──────── Provided information ────────
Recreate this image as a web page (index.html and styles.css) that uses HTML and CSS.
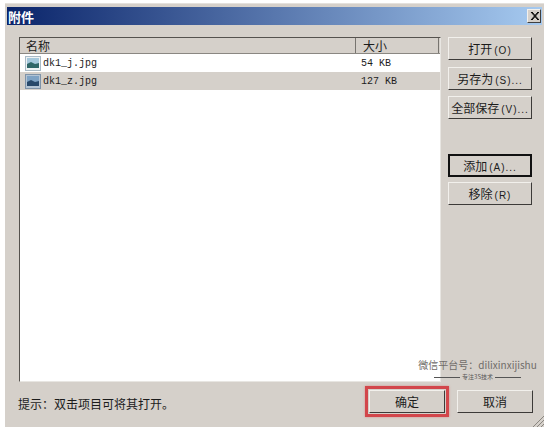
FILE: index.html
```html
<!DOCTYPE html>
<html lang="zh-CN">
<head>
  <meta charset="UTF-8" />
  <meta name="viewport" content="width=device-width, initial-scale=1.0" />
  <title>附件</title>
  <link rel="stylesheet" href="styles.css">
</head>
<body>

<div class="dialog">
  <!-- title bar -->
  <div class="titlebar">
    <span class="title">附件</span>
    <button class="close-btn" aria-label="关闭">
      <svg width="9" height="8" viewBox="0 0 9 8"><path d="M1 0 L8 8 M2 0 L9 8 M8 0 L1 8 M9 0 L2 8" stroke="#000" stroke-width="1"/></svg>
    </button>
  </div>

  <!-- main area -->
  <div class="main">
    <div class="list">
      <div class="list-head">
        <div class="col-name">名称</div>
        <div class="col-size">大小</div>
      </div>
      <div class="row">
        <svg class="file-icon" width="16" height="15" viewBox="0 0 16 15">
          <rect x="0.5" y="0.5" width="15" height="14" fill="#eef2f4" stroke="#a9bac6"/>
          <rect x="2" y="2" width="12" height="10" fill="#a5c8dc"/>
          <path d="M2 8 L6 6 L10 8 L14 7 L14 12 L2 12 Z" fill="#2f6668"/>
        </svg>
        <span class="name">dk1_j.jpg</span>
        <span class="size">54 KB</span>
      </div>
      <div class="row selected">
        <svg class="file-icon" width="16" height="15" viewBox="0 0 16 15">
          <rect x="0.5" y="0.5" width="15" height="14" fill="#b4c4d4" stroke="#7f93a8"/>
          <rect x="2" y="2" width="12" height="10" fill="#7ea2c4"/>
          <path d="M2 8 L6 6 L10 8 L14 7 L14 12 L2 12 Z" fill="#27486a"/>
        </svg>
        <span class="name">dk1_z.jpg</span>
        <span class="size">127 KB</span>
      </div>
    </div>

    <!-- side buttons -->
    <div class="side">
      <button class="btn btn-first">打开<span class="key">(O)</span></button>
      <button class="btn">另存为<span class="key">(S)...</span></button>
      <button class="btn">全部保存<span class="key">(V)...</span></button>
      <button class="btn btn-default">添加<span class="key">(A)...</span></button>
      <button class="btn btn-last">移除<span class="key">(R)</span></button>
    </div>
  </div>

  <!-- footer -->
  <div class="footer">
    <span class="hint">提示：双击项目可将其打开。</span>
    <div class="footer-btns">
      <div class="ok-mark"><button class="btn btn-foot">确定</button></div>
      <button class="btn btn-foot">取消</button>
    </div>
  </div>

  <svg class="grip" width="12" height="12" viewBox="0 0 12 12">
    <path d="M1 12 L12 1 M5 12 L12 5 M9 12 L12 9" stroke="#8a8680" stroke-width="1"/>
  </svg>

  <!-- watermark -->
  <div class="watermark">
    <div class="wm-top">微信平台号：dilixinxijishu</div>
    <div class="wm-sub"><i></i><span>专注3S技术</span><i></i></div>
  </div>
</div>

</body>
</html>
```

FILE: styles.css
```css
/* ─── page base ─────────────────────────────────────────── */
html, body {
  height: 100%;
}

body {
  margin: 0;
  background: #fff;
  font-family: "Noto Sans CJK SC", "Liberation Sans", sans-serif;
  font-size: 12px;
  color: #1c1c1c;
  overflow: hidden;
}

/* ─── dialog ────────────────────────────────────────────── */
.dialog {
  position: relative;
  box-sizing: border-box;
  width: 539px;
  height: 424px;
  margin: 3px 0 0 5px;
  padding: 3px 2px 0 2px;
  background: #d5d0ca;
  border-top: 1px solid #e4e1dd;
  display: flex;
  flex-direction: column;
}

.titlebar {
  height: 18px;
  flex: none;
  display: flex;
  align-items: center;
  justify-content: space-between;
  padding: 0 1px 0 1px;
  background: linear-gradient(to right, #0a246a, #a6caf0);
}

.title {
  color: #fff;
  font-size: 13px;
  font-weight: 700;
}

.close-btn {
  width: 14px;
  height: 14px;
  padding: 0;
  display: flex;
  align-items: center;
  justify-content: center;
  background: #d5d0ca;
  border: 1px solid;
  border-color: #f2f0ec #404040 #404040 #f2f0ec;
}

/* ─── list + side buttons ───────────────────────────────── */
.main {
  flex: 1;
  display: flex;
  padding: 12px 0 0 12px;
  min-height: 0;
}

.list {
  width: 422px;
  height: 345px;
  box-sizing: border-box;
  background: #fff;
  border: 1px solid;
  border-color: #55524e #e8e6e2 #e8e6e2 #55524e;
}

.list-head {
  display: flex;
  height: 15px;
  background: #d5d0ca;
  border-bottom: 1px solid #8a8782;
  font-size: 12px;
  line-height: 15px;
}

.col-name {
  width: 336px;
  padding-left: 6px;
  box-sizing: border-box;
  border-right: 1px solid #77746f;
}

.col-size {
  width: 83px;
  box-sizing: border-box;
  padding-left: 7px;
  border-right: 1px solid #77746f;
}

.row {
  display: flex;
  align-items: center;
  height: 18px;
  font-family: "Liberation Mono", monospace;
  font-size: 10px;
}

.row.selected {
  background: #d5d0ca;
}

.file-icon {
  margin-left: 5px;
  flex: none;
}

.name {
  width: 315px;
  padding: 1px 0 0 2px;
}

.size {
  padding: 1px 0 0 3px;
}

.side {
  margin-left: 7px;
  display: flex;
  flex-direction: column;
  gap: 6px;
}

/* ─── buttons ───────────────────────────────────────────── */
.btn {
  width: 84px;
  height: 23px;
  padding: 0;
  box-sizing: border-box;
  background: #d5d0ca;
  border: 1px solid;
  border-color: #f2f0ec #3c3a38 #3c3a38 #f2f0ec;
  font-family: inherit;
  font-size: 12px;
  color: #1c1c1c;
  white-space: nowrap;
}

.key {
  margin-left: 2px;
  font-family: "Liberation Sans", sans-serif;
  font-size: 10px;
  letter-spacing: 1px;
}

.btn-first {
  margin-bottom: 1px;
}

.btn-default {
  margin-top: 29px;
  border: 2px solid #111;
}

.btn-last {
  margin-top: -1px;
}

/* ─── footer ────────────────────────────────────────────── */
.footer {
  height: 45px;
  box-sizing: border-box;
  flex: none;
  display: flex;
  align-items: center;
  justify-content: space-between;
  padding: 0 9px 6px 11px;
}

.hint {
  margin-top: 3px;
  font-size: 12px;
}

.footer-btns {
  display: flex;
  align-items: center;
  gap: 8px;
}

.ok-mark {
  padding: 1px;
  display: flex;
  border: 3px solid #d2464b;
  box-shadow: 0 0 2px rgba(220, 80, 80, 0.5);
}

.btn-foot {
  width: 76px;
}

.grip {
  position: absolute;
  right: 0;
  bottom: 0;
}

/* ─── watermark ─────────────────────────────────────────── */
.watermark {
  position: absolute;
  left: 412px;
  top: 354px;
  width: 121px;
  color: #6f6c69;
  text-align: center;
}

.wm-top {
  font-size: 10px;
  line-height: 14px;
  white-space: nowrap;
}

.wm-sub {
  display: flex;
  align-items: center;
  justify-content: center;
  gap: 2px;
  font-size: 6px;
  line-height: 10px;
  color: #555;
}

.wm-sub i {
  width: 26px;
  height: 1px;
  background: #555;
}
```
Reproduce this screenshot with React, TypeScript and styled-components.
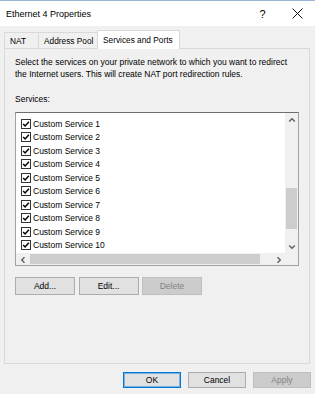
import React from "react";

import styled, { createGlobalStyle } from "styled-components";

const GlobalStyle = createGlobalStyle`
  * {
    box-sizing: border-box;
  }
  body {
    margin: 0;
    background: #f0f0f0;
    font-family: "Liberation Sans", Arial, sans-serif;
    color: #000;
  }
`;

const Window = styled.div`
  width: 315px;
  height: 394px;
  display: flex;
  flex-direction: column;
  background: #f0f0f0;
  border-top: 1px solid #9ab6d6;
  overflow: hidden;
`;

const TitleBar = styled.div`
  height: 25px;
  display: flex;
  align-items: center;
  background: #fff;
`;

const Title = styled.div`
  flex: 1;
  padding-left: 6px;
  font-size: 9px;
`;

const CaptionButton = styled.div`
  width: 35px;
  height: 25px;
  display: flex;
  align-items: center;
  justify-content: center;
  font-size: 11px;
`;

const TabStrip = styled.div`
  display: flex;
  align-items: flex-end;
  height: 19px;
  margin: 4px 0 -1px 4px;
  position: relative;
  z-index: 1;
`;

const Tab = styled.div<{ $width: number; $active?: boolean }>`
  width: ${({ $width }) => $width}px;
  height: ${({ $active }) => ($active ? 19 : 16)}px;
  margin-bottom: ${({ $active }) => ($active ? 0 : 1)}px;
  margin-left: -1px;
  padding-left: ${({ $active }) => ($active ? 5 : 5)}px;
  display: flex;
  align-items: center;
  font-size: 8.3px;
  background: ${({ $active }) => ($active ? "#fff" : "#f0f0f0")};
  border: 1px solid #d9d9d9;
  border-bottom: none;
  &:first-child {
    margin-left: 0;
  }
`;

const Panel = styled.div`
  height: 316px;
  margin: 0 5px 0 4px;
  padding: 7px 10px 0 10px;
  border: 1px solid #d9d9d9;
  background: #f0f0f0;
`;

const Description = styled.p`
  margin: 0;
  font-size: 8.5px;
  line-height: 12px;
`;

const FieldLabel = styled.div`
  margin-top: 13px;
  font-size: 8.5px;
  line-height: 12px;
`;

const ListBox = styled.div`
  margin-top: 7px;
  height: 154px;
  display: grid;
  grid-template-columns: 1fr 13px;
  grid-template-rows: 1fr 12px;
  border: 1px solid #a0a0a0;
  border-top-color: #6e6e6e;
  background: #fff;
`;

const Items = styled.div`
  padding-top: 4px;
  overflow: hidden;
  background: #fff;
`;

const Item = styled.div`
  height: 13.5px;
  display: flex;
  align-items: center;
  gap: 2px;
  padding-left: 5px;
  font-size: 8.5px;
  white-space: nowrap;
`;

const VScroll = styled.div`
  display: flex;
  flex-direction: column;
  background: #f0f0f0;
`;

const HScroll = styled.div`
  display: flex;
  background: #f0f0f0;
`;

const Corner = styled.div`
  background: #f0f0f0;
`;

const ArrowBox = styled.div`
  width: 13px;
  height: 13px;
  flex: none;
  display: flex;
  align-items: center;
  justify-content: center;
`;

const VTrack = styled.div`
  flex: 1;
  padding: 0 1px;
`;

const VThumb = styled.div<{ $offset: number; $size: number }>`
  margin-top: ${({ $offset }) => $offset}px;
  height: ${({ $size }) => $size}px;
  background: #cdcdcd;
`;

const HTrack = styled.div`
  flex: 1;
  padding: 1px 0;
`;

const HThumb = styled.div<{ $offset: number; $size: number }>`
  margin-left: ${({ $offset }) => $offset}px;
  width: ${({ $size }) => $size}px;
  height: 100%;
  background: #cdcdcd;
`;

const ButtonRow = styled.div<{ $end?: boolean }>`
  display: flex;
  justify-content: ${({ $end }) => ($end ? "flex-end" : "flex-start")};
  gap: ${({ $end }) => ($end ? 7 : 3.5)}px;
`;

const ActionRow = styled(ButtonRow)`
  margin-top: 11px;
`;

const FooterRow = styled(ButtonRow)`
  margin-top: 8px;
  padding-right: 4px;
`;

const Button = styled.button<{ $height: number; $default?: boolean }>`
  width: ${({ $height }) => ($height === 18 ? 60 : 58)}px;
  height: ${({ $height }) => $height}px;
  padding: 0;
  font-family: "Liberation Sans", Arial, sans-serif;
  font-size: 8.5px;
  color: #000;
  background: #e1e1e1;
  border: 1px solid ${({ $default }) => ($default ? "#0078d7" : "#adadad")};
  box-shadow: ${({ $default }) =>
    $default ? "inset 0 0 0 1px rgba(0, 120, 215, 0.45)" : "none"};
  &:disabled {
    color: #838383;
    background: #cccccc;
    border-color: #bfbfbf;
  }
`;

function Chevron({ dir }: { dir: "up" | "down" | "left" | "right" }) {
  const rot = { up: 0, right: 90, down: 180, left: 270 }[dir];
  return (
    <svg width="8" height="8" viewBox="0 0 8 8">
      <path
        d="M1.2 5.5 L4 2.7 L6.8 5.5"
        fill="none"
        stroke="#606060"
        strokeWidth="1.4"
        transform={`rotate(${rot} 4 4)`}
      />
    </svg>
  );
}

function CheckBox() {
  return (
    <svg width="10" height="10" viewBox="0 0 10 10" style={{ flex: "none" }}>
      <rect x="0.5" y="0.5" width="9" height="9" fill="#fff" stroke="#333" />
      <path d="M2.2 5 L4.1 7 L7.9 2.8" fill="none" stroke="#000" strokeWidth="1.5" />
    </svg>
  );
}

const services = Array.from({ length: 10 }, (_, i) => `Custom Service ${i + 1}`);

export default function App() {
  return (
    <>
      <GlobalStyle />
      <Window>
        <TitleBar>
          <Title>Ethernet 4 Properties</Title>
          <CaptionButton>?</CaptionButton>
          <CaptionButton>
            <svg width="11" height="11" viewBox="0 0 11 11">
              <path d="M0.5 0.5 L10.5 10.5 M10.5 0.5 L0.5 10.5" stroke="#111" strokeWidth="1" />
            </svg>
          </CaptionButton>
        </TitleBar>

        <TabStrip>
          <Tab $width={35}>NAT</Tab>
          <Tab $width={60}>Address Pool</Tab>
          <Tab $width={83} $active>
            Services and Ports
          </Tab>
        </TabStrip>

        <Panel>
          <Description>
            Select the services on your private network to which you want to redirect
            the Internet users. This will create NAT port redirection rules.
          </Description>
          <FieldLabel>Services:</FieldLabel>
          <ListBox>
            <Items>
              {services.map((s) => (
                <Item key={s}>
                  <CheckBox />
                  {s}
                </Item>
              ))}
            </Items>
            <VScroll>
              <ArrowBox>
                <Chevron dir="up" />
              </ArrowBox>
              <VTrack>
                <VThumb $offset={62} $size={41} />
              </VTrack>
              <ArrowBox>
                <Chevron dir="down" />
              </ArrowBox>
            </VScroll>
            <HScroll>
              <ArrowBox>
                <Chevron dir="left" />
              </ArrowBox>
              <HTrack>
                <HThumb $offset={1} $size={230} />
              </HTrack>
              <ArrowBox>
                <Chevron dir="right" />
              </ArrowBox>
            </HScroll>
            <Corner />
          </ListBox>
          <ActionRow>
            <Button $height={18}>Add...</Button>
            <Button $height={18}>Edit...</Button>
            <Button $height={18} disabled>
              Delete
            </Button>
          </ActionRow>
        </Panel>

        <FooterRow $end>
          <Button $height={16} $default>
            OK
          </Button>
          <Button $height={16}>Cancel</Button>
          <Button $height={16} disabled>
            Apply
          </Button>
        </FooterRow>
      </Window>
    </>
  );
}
────────
Problem
Look for "index" and pull out every line that has it.

Task response
Recreate this image as a web page (index.html and styles.css) that uses HTML and CSS.
FILE: index.html
  z-index: 1;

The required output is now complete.